On Wed, Jan 14, 2009 at 07:36:03PM -0800, mailinglists@net-virtual.com wrote:
> CREATE TABLE listings (
> trans_id SERIAL,
> mode CHAR(1),
> listing_id INT,
> region_id INT,
> category INT
> );
>
> "SELECT * FROM listings ORDER BY region_id, category, listing_id,
> trans_id"
> [...] what I want to do is get only the last transaction for
> a given listing_id, because the earlier ones don't matter.
If you have an index on (region_id,category,listing_id,trans_id) you
should be able to do:
SELECT region_id,category,listing_id,MAX(trans_id)
FROM listings
GROUP BY region_id,category,listing_id;
And have PG answer this using the index (it'll only do this if it thinks
there are many transactions for each group though).
> On top of
> that, each region_id and category_id has its own index. I need to be able
> to process the indexes in-full, one-at-a-time because there are too many
> to hold that many open filehandles/processes at one time.
Not sure what you mean by "index" here; I'm assuming you're talking
about something outside PG, or am I missing some context?
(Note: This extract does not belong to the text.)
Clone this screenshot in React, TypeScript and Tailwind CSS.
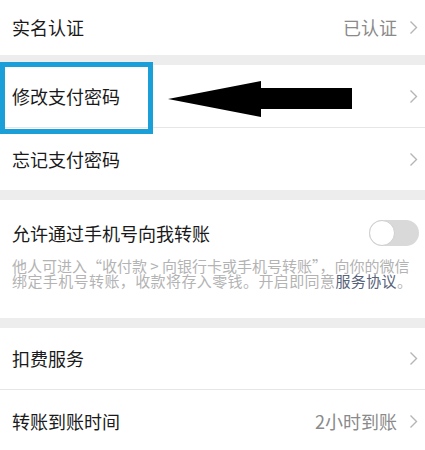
import { ReactNode } from 'react';

const Chevron = () => (
  <svg width="9" height="15" viewBox="0 0 9 15" className="shrink-0">
    <path d="M1.5 1.5 L7.5 7.5 L1.5 13.5" fill="none" stroke="#b5b5b5" strokeWidth="1.4" />
  </svg>
);

interface RowProps {
  label: string;
  value?: string;
  height?: string;
  divider?: boolean;
}

const Row = ({ label, value, height = 'h-[62px]', divider }: RowProps) => (
  <div className={`flex items-center justify-between bg-white pl-3 pr-[7px] ${height} ${divider ? 'border-b border-[#e6e6e6]' : ''}`}>
    <span className="text-[18px] text-[#1a1a1a]">{label}</span>
    <div className="flex items-center gap-3">
      {value && <span className="text-[18px] text-[#8a8a8a]">{value}</span>}
      <Chevron />
    </div>
  </div>
);

const Gap = () => <div className="h-[10px] bg-[#ededed]" />;

const Section = ({ children }: { children: ReactNode }) => <div className="bg-white">{children}</div>;

export default function App() {
  return (
    <div
      className="relative w-[425px] h-[450px] overflow-hidden bg-white"
      style={{ fontFamily: '"Noto Sans CJK SC", "Noto Sans", sans-serif' }}
    >
      <Section>
        <Row label="实名认证" value="已认证" height="h-[55px]" />
      </Section>
      <Gap />
      <Section>
        <Row label="修改支付密码" height="h-[63px]" divider />
        <Row label="忘记支付密码" />
      </Section>
      <Gap />
      <Section>
        <div className="h-[118px] pl-3 pr-[6px] pt-[21px]">
          <div className="flex items-center justify-between h-[24px]">
            <span className="text-[18px] text-[#1a1a1a] leading-[24px]">允许通过手机号向我转账</span>
            <div className="relative w-[50px] h-[26px] rounded-full bg-[#d9d9d9]">
              <div className="absolute left-0 top-0 w-[26px] h-[26px] rounded-full bg-white border border-[#cfcfcf]" />
            </div>
          </div>
          <div className="mt-[13px] text-[15px] leading-[15px] text-[#b3b3b3] whitespace-nowrap">
            <div>他人可进入“收付款 &gt; 向银行卡或手机号转账”，向你的微信</div>
            <div className="tracking-[0.4px]">
              绑定手机号转账，收款将存入零钱。开启即同意<span className="text-[#56627a]">服务协议</span>。
            </div>
          </div>
        </div>
      </Section>
      <Gap />
      <Section>
        <Row label="扣费服务" divider />
        <Row label="转账到账时间" value="2小时到账" />
      </Section>

      {/* annotation overlay */}
      <div className="absolute left-0 top-[62px] w-[153px] h-[72px] border-[5px] border-[#1b9fd8]" />
      <svg className="absolute left-0 top-0" width="425" height="450" viewBox="0 0 425 450">
        <path d="M168 99 L261 81 L261 88 L352 88 L352 109 L261 109 L261 117 Z" fill="#000" />
      </svg>
    </div>
  );
}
If it's inside PG, then you do know that every index you have will slow
down every modification of the table?
> So, my question is, is there some way to return the rows in a
> deterministic order, without actually having to do an explicit sort on the
> data? What I mean is, I don't care if category_id 4 / region_id 10 /
> listing_id 10000 comes before category_id 1 / region_id 1 / lisitng_id 1
> -- I just need them returned to me in that sort of grouped order (although
> sorted by trans_id).
If you want to know all the transaction ids then you need to do the
sort, if you only want the largest/latest then you're probably better
off telling PG that's what you want (i.e. using GROUP BY and MAX
aggregate and letting it make an appropiate decision).
--
Sam http://samason.me.uk/